I feel like basketball is the biggest thing in Canada now — or going to be, with all the players coming up.
"They’d go to the park with their friends, they’d play basketball and they’d come home," said Marita, who was born in Barbados but went on to win two Olympic silver medals as a Canadian relay sprinter. "It was just normal. They’d play war, they’d go sledding, they would build snow forts.
"It’s just that at a certain time, you start to like something, the ball looks like it sticks in your hand, it belongs in your hand, and then you start loving the game."
In an ever-fluid economic environment, basketball has become increasingly attractive for its sheer affordability in Canada, the United States and abroad.
"All you need is a hoop in the yard and a ball," said Mitchell, Wolves coach Flip Saunders’ top aide.
But growth requires a dedication of resources, too. Canada’s seen that in the form of more gyms being constructed and AAU programs competing with their United States counterparts, and sending players — including Wiggins and Bennett — to American prep schools, colleges and then the NBA.
Based in Brampton, Ontario, CIA Bounce alone has produced current NBAers Wiggins, Bennett, Ennis, Tristan Thompson and Gophers big man Mo Walker.

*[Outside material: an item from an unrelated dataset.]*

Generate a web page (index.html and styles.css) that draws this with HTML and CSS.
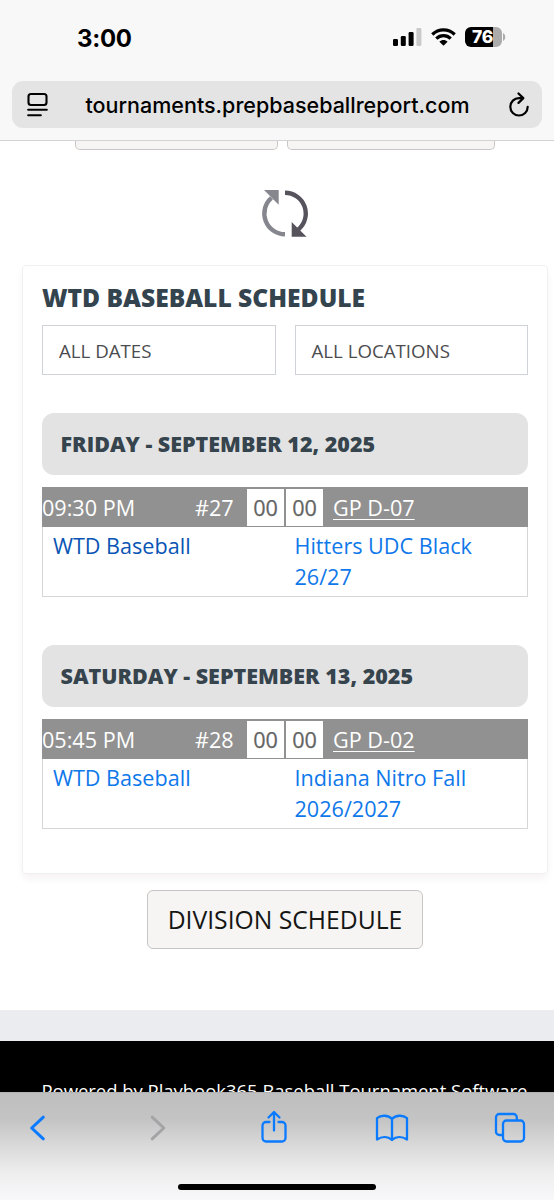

The last guy on that list is one of about 100 Division I college players that hails from Canadian hometowns. More are coming up the Canadian pipeline, fostering hope of a Maple Leaf dynasty that competes at the Olympic and international levels.
If that’s to take place, Andrew Wiggins will likely be at the helm.
"It’s been great seeing a lot of different people accomplish a lot of different things," said Andrew Wiggins, who will join fellow Canadian Kelly Olynyk on the World team in Friday’s BBVA Compass Rising Stars Challenge, part of All-Star Weekend. "Everyone can see Canadian basketball is really evolving into something special."
And there’s an acute sense of national pride that comes with it.
"Always," Wiggins said. "Just like Americans represent America, we represent Canada, no matter where we’re at, we’re always going to represent where we’re from. We’re proud to be from there."